- [Exercise objective]: Some lines of these records may hold the word "index"; state how many, using only the number.

-- start of Material supplied --

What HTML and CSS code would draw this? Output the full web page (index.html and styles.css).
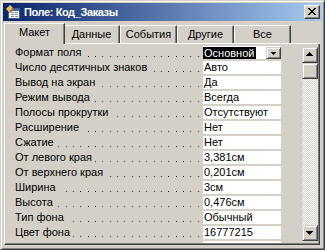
FILE: index.html
```html
<!DOCTYPE html>
<html>
<head>
<meta charset="utf-8">
<link rel="stylesheet" href="styles.css">
</head>
<body>
<div class="window">
  <div class="titlebar">
    <svg class="ticon" width="16" height="16" viewBox="0 0 16 16" shape-rendering="crispEdges">
      <rect x="3" y="4" width="12" height="11" fill="#4a5a88"/>
      <rect x="4" y="5" width="10" height="9" fill="#ffffff"/>
      <rect x="4" y="5" width="10" height="2" fill="#3a6ea5"/>
      <rect x="6" y="8" width="3" height="1" fill="#7b8fbf"/>
      <rect x="10" y="8" width="3" height="1" fill="#7b8fbf"/>
      <rect x="6" y="10" width="3" height="1" fill="#7b8fbf"/>
      <rect x="10" y="10" width="3" height="1" fill="#7b8fbf"/>
      <rect x="6" y="12" width="3" height="1" fill="#7b8fbf"/>
      <rect x="10" y="12" width="3" height="1" fill="#7b8fbf"/>
      <polygon points="1,5 5,1 8,4 4,8" fill="#e8c34a" shape-rendering="auto"/>
      <polygon points="4,8 8,4 9,5 5,9" fill="#9a6a1a" shape-rendering="auto"/>
    </svg>
    <span class="title">Поле: Код_Заказы</span>
    <div class="close">
      <svg class="xglyph" width="8" height="7" viewBox="0 0 8 7" shape-rendering="crispEdges">
        <rect x="0" y="0" width="2" height="1"/><rect x="6" y="0" width="2" height="1"/>
        <rect x="1" y="1" width="2" height="1"/><rect x="5" y="1" width="2" height="1"/>
        <rect x="2" y="2" width="4" height="1"/>
        <rect x="3" y="3" width="2" height="1"/>
        <rect x="2" y="4" width="4" height="1"/>
        <rect x="1" y="5" width="2" height="1"/><rect x="5" y="5" width="2" height="1"/>
        <rect x="0" y="6" width="2" height="1"/><rect x="6" y="6" width="2" height="1"/>
      </svg>
    </div>
  </div>
  <div class="tabs">
    <div class="tab active">Макет</div>
    <div class="tab">Данные</div>
    <div class="tab">События</div>
    <div class="tab">Другие</div>
    <div class="tab">Все</div>
  </div>
  <div class="panel">
    <div class="list">
      <div class="row"><div class="label"><span class="name">Формат поля</span></div><div class="value combo"><span class="sel">Основной</span><span class="drop"><svg class="darrow" width="5" height="3" viewBox="0 0 5 3" shape-rendering="crispEdges"><rect x="0" y="0" width="5" height="1"/><rect x="1" y="1" width="3" height="1"/><rect x="2" y="2" width="1" height="1"/></svg></span></div></div>
      <div class="row"><div class="label"><span class="name">Число десятичных знаков</span></div><div class="value">Авто</div></div>
      <div class="row"><div class="label"><span class="name">Вывод на экран</span></div><div class="value">Да</div></div>
      <div class="row"><div class="label"><span class="name">Режим вывода</span></div><div class="value">Всегда</div></div>
      <div class="row"><div class="label"><span class="name">Полосы прокрутки</span></div><div class="value">Отсутствуют</div></div>
      <div class="row"><div class="label"><span class="name">Расширение</span></div><div class="value">Нет</div></div>
      <div class="row"><div class="label"><span class="name">Сжатие</span></div><div class="value">Нет</div></div>
      <div class="row"><div class="label"><span class="name">От левого края</span></div><div class="value">3,381см</div></div>
      <div class="row"><div class="label"><span class="name">От верхнего края</span></div><div class="value">0,201см</div></div>
      <div class="row"><div class="label"><span class="name">Ширина</span></div><div class="value">3см</div></div>
      <div class="row"><div class="label"><span class="name">Высота</span></div><div class="value">0,476см</div></div>
      <div class="row"><div class="label"><span class="name">Тип фона</span></div><div class="value">Обычный</div></div>
      <div class="row"><div class="label"><span class="name">Цвет фона</span></div><div class="value">16777215</div></div>
      <div class="row"><div class="label"></div><div class="value"></div></div>
    </div>
    <div class="scroll">
      <div class="sbtn up"><svg class="arrow" width="7" height="4" viewBox="0 0 7 4" shape-rendering="crispEdges"><rect x="3" y="0" width="1" height="1"/><rect x="2" y="1" width="3" height="1"/><rect x="1" y="2" width="5" height="1"/><rect x="0" y="3" width="7" height="1"/></svg></div>
      <div class="thumb"></div>
      <div class="track"></div>
      <div class="sbtn down"><svg class="arrow" width="7" height="4" viewBox="0 0 7 4" shape-rendering="crispEdges"><rect x="0" y="0" width="7" height="1"/><rect x="1" y="1" width="5" height="1"/><rect x="2" y="2" width="3" height="1"/><rect x="3" y="3" width="1" height="1"/></svg></div>
    </div>
  </div>
</div>
</body>
</html>
```

FILE: styles.css
```css
* { box-sizing: border-box; }
html, body { margin: 0; padding: 0; }
body {
  width: 325px;
  height: 250px;
  overflow: hidden;
  background: #d4d0c8;
  font-family: "Liberation Sans", Arial, sans-serif;
  font-size: 11px;
  color: #000;
}
.window {
  width: 325px;
  height: 250px;
  display: flex;
  flex-direction: column;
  background: #d4d0c8;
  border: 1px solid;
  border-color: #d4d0c8 #404040 #404040 #d4d0c8;
  box-shadow: inset 1px 1px #fff, inset -1px -1px #808080;
  padding: 2px;
}
.titlebar {
  flex: none;
  height: 18px;
  display: flex;
  align-items: center;
  background: linear-gradient(to right, #0a246a, #a6caf0);
}
.ticon { flex: none; display: block; margin-left: 2px; }
.title {
  margin-left: 3px;
  color: #fff;
  font-weight: bold;
  line-height: 13px;
  letter-spacing: -0.4px;
  white-space: nowrap;
}
.close {
  flex: none;
  margin-left: auto;
  margin-right: 2px;
  width: 16px;
  height: 14px;
  background: #d4d0c8;
  border: 1px solid;
  border-color: #fff #404040 #404040 #fff;
  box-shadow: inset -1px -1px #808080;
  padding: 2px 0 0 3px;
}
.xglyph { display: block; fill: #000; }

.tabs {
  flex: none;
  height: 23px;
  margin: 0 2px 0 1px;
  border-bottom: 1px solid #fff;
  display: flex;
  align-items: flex-end;
}
.tab {
  flex: none;
  width: 57px;
  height: 18px;
  border: 1px solid;
  border-bottom: 0;
  border-color: #fff #404040 #fff #fff;
  box-shadow: inset -1px 0 #808080;
  background: #d4d0c8;
  text-align: center;
  padding-top: 2px;
  line-height: 13px;
  white-space: nowrap;
}
.tab.active {
  width: 61px;
  height: 21px;
  margin-bottom: -1px;
  margin-right: -2px;
  z-index: 1;
}

.panel {
  flex: 1;
  min-height: 0;
  margin: 0 2px 2px 1px;
  border: 1px solid;
  border-top: 0;
  border-color: #fff #404040 #404040 #fff;
  box-shadow: inset -1px -1px #808080;
  padding: 0 1px 1px 0;
  display: flex;
}
.list {
  flex: 1;
  min-width: 0;
  overflow: hidden;
  padding-top: 2px;
}
.row {
  display: flex;
  height: 13px;
  margin-bottom: 2px;
  line-height: 13px;
  white-space: nowrap;
}
.label {
  flex: none;
  width: 186px;
  margin-left: 10px;
  overflow: hidden;
  background-image: linear-gradient(to right,
    transparent 6px, #000 6px 7px,
    transparent 7px 13px, #000 13px 14px,
    transparent 14px 21px, #000 21px 22px);
  background-size: 22px 1px;
  background-repeat: repeat-x;
  background-position: right 2px top 10px;
}
.name { background: #d4d0c8; padding-right: 3px; }
.value {
  flex: none;
  width: 78px;
  margin-left: 2px;
  background: #fff;
  padding-left: 1px;
  overflow: hidden;
}
.value.combo {
  padding-left: 0;
  display: flex;
  align-items: flex-end;
}
.sel {
  height: 12px;
  line-height: 12px;
  background: #000;
  color: #fff;
  padding: 0 2px 0 1px;
}
.drop {
  margin-left: auto;
  width: 15px;
  height: 12px;
  background: #d4d0c8;
  border: 1px solid;
  border-color: #d4d0c8 #404040 #404040 #d4d0c8;
  box-shadow: inset 1px 1px #fff, inset -1px -1px #808080;
  padding: 4px 0 0 4px;
}
.darrow { display: block; fill: #000; }

.scroll {
  flex: none;
  width: 16px;
  margin: 3px 0 2px;
  display: flex;
  flex-direction: column;
}
.sbtn, .thumb {
  flex: none;
  height: 16px;
  background: #d4d0c8;
  border: 1px solid;
  border-color: #d4d0c8 #404040 #404040 #d4d0c8;
  box-shadow: inset 1px 1px #fff, inset -1px -1px #808080;
}
.sbtn { padding-left: 3px; }
.sbtn.up { padding-top: 4px; }
.sbtn.down { padding-top: 5px; }
.arrow { display: block; fill: #000; }
.track {
  flex: 1;
  background: repeating-conic-gradient(#fff 0 25%, #d4d0c8 0 50%) 0 0 / 2px 2px;
}
```
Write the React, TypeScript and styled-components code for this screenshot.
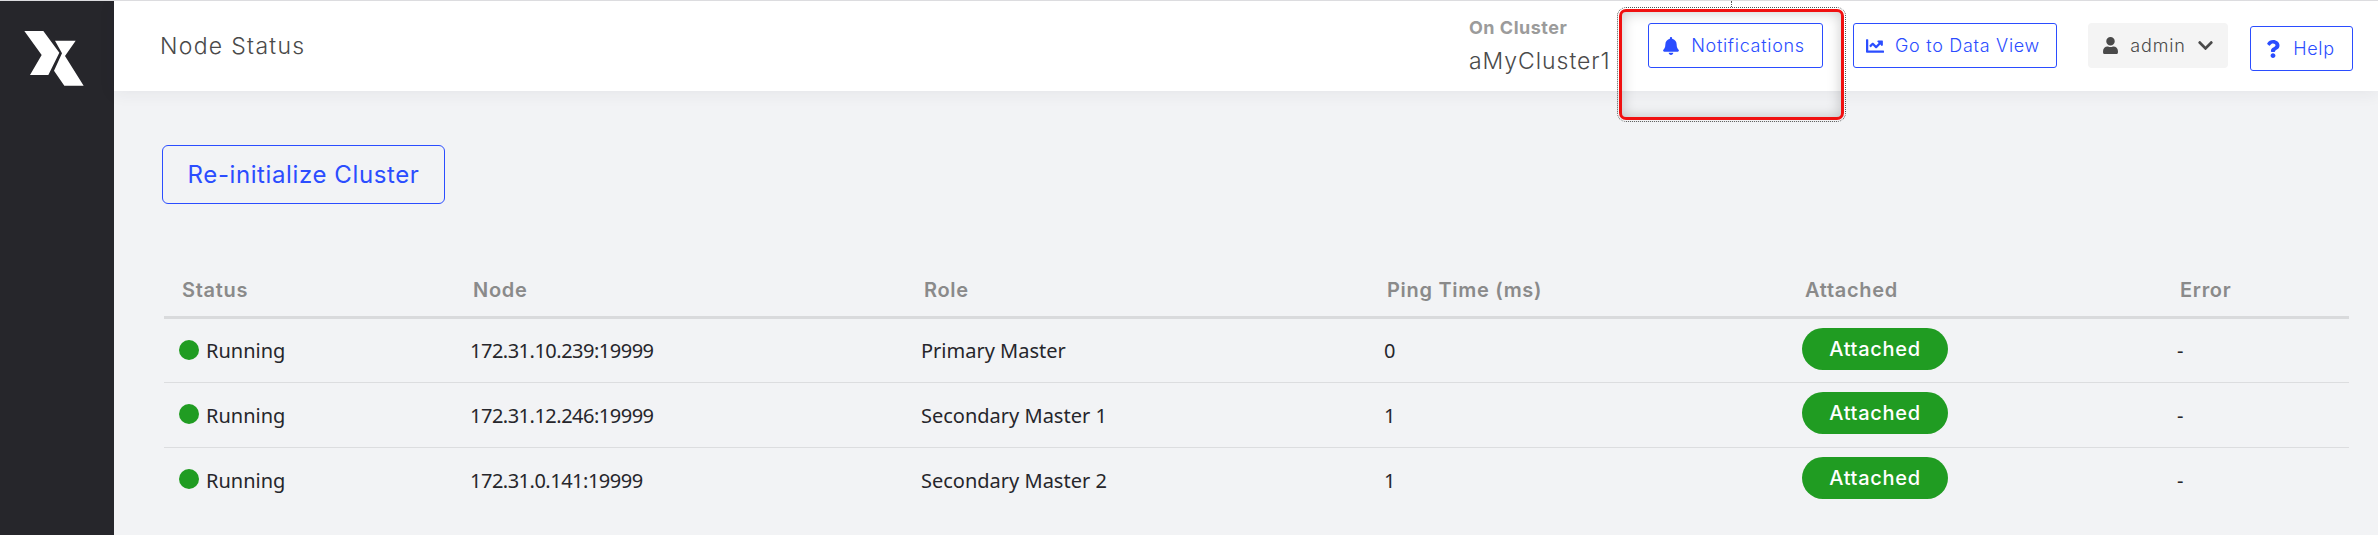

-- end of Material supplied --

- [Complete response]: 3